Jerry Plush: Thanks.
Operator: Thank you, and one moment for our next question. Our next question comes from the line of Michael Rose with Raymond James. Your line is open, please go ahead.
Michael Rose: Hey, good morning guys. Thanks for taking my questions. Just wanted to start on the deposit side and just get an update on–and sorry if I missed this, I hopped on a little bit late, but just any sort of expectations for betas. On the one hand, you guys are pretty rate sensitive and are benefiting from the Fed’s actions, but there are some out there, especially some of the larger banks that are now calling for a pivot by the end of the year, so just wanted to see from a flow perspective, beta perspective what you guys would expect. The loan to deposit ratio is obviously kind of elevated, you still have some attrition of the foreign deposits, although they were up this quarter. I know those are very low betas, so just kind of holistically how should we be thinking about betas and flows, both in the higher-for-longer camp and then what actions you would potentially take to limit downside if the Fed does pivot. Thanks.

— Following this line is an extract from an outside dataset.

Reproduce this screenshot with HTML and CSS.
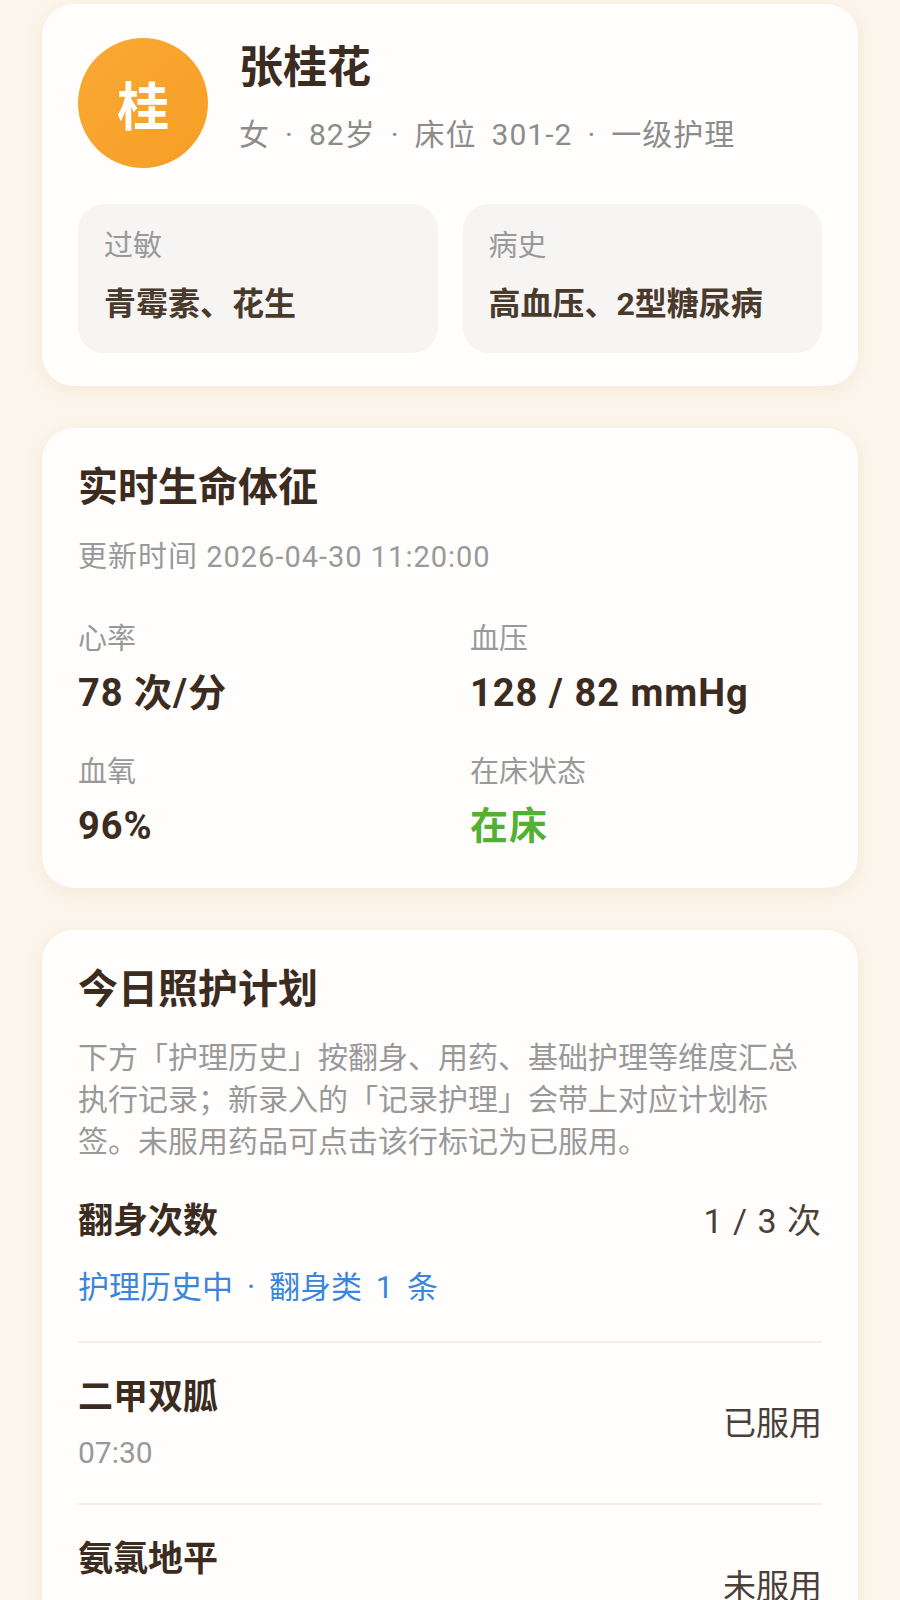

Carlos Iafigliola: Yes, good question. In terms of beta, Michael, during the quarter we recorded 0.50 more or less on the deposit side. Something that really helped this quarter was the stability and the cost of international deposits – they barely moved. We went from probably 0.11 to 0.16, the cost, so it continues to be very cheap and very low sensitivity, so that helped us a lot with the blended beta for deposits. The 0.50 was definitely a sensitive number given the changes that we saw in the market. We expect to be closer to the–between 40 and 50 for the first quarter. Remember that liquidity in the financial system is shrinking and the competition for deposits is high right now, and there are certain accounts that you definitely need to move and be proactive in adjusting rates.
Even thought you do it certain product types, you also have to be very cognizant that there will be changes in other accounts, so we expect that 0.40 to 0.50 in terms of cost–beta reaction to the cost of funds. Important is the behavior of the financial margin. We believe that the level of acceleration that we had in the last quarter of the year wouldn’t repeat itself. I believe it was significant. We started to feel like the financial margin will grow but more decrementally, I would say, so thinking about 4% financial margin would be kind of the level that we feel that should be steady throughout the year. Jerry?
Jerry Plush: Yes, hey Michael, I think it’s important to note a couple things. We’re going to continue to evolve how we incent our personnel, again as I made a comment earlier about we’re looking for full banking relationships, and with any existing and with new customers, and we’re putting on a very strong incentive program to really drive deposit growth first and foremost. If you recall, we’ve talked frequently about being a deposits-first bank is one of the most important things. We are laser focused on maintaining that loan-to-deposit ratio and not allowing it to get up above 100%, and I think that we’ve demonstrated that. It’s something we’ve focused on all throughout 2022. We’re going to continue to do that in ’23, and my comment would be that between all of the business development people we’ve added, you’re going to see incremental volumes come from a combination of more people, more focus, and these new systems are going to enable it to be a lot easier, particularly as we acquire more and more commercial customers, and also on the municipal side as well.
We think there’s a combination of things that will enable us to continue to grow on that side of the balance sheet.